Sex is Awesome and I'm Great At It Look, we're all adults here. This doesn't need to turn into a farce. I know for a fact that if I claim this is a problem, and if I check into rehab for any period of time, every single person who is currently mad at me will forgive me unconditionally. Some of you will support me even harder, because our culture loves comeback stories. I know that all it takes is a few weeks in a resort-like rehab clinic. You don't need a doctor to say I'm cured, you don't need a report detailing my recovery, you don't need to any kind of verifiable proof whatsoever that suggests I've changed in any way. You just need to physically see me walk in and out of a building that says "Rehab" on the side and that is literally all you'd need to forgive me. As easy as that is, I'm not going to do it for two reasons. For one, it's just a shallow, ridiculous play that I want no part of. It's like a puppet show for adults. The reason puppet shows are entertaining when you're a kid is because you can't see the strings. Once you see the strings, the magic's gone and you're just watching a guy playing with dolls and going through the motions. How is that a rewarding experience? And beyond that, I'm not a sex addict. I'm just not. It's not a disease I suffer from, it's not a problem, it's never physically hurt in any way I didn't want it to hurt.
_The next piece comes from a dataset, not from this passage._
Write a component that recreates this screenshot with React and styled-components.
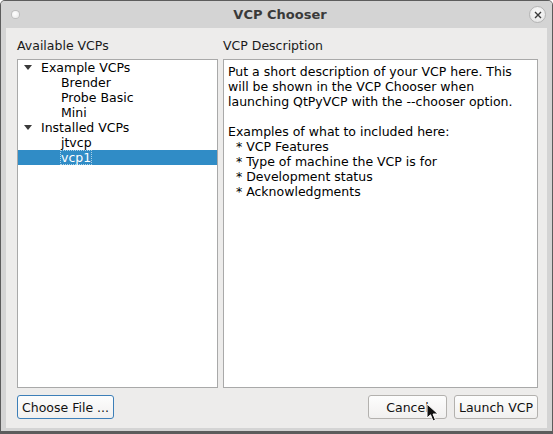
import React from "react";
import styled, { createGlobalStyle } from "styled-components";

const GlobalStyle = createGlobalStyle`
  html, body {
    margin: 0;
    padding: 0;
    background: #ffffff;
  }
  * {
    box-sizing: border-box;
  }
`;

const tree = [
  { label: "Example VCPs", children: ["Brender", "Probe Basic", "Mini"] },
  { label: "Installed VCPs", children: ["jtvcp", "vcp1"] },
];

const descLines = [
  "Put a short description of your VCP here. This",
  "will be shown in the VCP Chooser when",
  "launching QtPyVCP with the --chooser option.",
  "",
  "Examples of what to included here:",
  "  * VCP Features",
  "  * Type of machine the VCP is for",
  "  * Development status",
  "  * Acknowledgments",
];

const App = () => {
  const selected = "vcp1";
  return (
    <>
      <GlobalStyle />
      <Window>
        <TitleBar>
          <MenuDot />
          <Title>VCP Chooser</Title>
          <CloseButton>
            <svg width="8" height="8" viewBox="0 0 8 8">
              <path d="M1 1 L7 7 M7 1 L1 7" stroke="#3a3a3a" strokeWidth="1.4" />
            </svg>
          </CloseButton>
        </TitleBar>
        <Body>
          <Columns>
            <Column $width="201px">
              <Label>Available VCPs</Label>
              <TreeBox>
                {tree.map((group) => (
                  <React.Fragment key={group.label}>
                    <Row>
                      <Arrow>
                        <svg width="8" height="5" viewBox="0 0 8 5">
                          <path d="M0 0 L8 0 L4 5 Z" fill="#3a3a3a" />
                        </svg>
                      </Arrow>
                      <RowText>{group.label}</RowText>
                    </Row>
                    {group.children.map((c) => (
                      <Row key={c} $child $selected={c === selected}>
                        <RowText $focus={c === selected}>{c}</RowText>
                      </Row>
                    ))}
                  </React.Fragment>
                ))}
              </TreeBox>
            </Column>
            <Column $width="315px">
              <Label>VCP Description</Label>
              <DescBox>
                {descLines.map((l, i) => (
                  <DescLine key={i}>{l || "\u00a0"}</DescLine>
                ))}
              </DescBox>
            </Column>
          </Columns>
          <ButtonBar>
            <Button $focused $width="97px">Choose File ...</Button>
            <Spacer />
            <Button $width="79px">Cancel</Button>
            <Button $width="84px">Launch VCP</Button>
          </ButtonBar>
          <Cursor>
            <svg width="14" height="20" viewBox="0 0 14 20">
              <path
                d="M1 1 L1 15 L4.5 11.8 L7 18 L9.5 17 L7 11 L12 11 Z"
                fill="#111"
                stroke="#fff"
                strokeWidth="1"
                strokeLinejoin="round"
              />
            </svg>
          </Cursor>
        </Body>
      </Window>
    </>
  );
};

export default App;

const Window = styled.div`
  width: 553px;
  height: 434px;
  display: flex;
  flex-direction: column;
  background: #d4d4d4;
  border: 1px solid #5c5c5c;
  border-bottom: 3px solid #5c5c5c;
  border-radius: 5px 5px 0 0;
  font-family: "DejaVu Sans", "Liberation Sans", sans-serif;
  font-size: 12.5px;
  color: #000;
  overflow: hidden;
`;

const TitleBar = styled.div`
  height: 27px;
  flex: none;
  display: flex;
  align-items: center;
  padding: 0 6px 0 11px;
  background: #d4d4d4;
`;

const MenuDot = styled.div`
  width: 7px;
  height: 7px;
  border-radius: 50%;
  background: radial-gradient(circle at 40% 40%, #ffffff, #e6e6e6);
  box-shadow: 0 0 0 1px #bdbdbd;
`;

const Title = styled.div`
  flex: 1;
  text-align: center;
  font-weight: bold;
  font-size: 13px;
  color: #3a3a3a;
  padding-left: 12px;
`;

const CloseButton = styled.div`
  width: 17px;
  height: 17px;
  border-radius: 50%;
  display: flex;
  align-items: center;
  justify-content: center;
  background: radial-gradient(circle at 50% 35%, #fafafa, #e2e2e2);
  border: 1px solid #b4b4b4;
`;

const Body = styled.div`
  position: relative;
  flex: 1;
  margin: 0 5px 3px 5px;
  background: #edeceb;
  padding: 10px 9px 9px 11px;
  display: flex;
  flex-direction: column;
`;

const Columns = styled.div`
  flex: 1;
  display: flex;
  gap: 5px;
  min-height: 0;
`;

const Column = styled.div`
  width: ${(p) => p.$width};
  display: flex;
  flex-direction: column;
`;

const Label = styled.div`
  height: 16px;
  line-height: 16px;
  margin-bottom: 5px;
  color: #1a1a1a;
`;

const TreeBox = styled.div`
  flex: 1;
  background: #fff;
  border: 1px solid #a9a9a9;
  padding-top: 0;
  user-select: none;
`;

const Row = styled.div`
  height: 15px;
  display: flex;
  align-items: center;
  padding-left: ${(p) => (p.$child ? "42px" : "5px")};
  background: ${(p) => (p.$selected ? "#308cc6" : "transparent")};
  color: ${(p) => (p.$selected ? "#fff" : "#000")};
`;

const Arrow = styled.span`
  width: 17px;
  display: flex;
  align-items: center;
  padding-left: 1px;
`;

const RowText = styled.span`
  line-height: 15px;
  padding: 0 1px;
  outline: ${(p) => (p.$focus ? "1px dotted rgba(255,255,255,0.6)" : "none")};
  outline-offset: -1px;
`;

const DescBox = styled.div`
  flex: 1;
  background: #fff;
  border: 1px solid #a9a9a9;
  padding: 4px 4px;
`;

const DescLine = styled.div`
  line-height: 15px;
  white-space: pre;
  color: #000;
`;

const ButtonBar = styled.div`
  margin-top: 7px;
  display: flex;
  gap: 7px;
  align-items: center;
`;

const Spacer = styled.div`
  flex: 1;
`;

const Button = styled.div`
  width: ${(p) => p.$width};
  height: 24px;
  display: flex;
  align-items: center;
  justify-content: center;
  border-radius: 3px;
  border: 1px solid ${(p) => (p.$focused ? "#3d7fb8" : "#b3b1ae")};
  background: linear-gradient(#fdfdfd, #f1f0ef);
  color: #111;
  white-space: nowrap;
`;

const Cursor = styled.div`
  position: absolute;
  left: 420px;
  top: 375px;
  pointer-events: none;
`;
I just really, really like it. And I'm really, really good at it. I don't want to say I'm the best, just yet. A few people have been calling me "the Tiger Woods of fucking," and that might be a bit premature, but I don't think it's too far off, either. I certainly want to be the best, and I won't rest until I am, but for now I'm just a guy who really likes putting my dick in things. Any guy in the audience pretending he isn't the exact same way is a dirty, filthy liar.
And finally, I am Tiger Woods Seriously. Do you even get that?Tiger Fucking Woods.
Daniel O'Brien is a sports/fucking analyst for ESPN.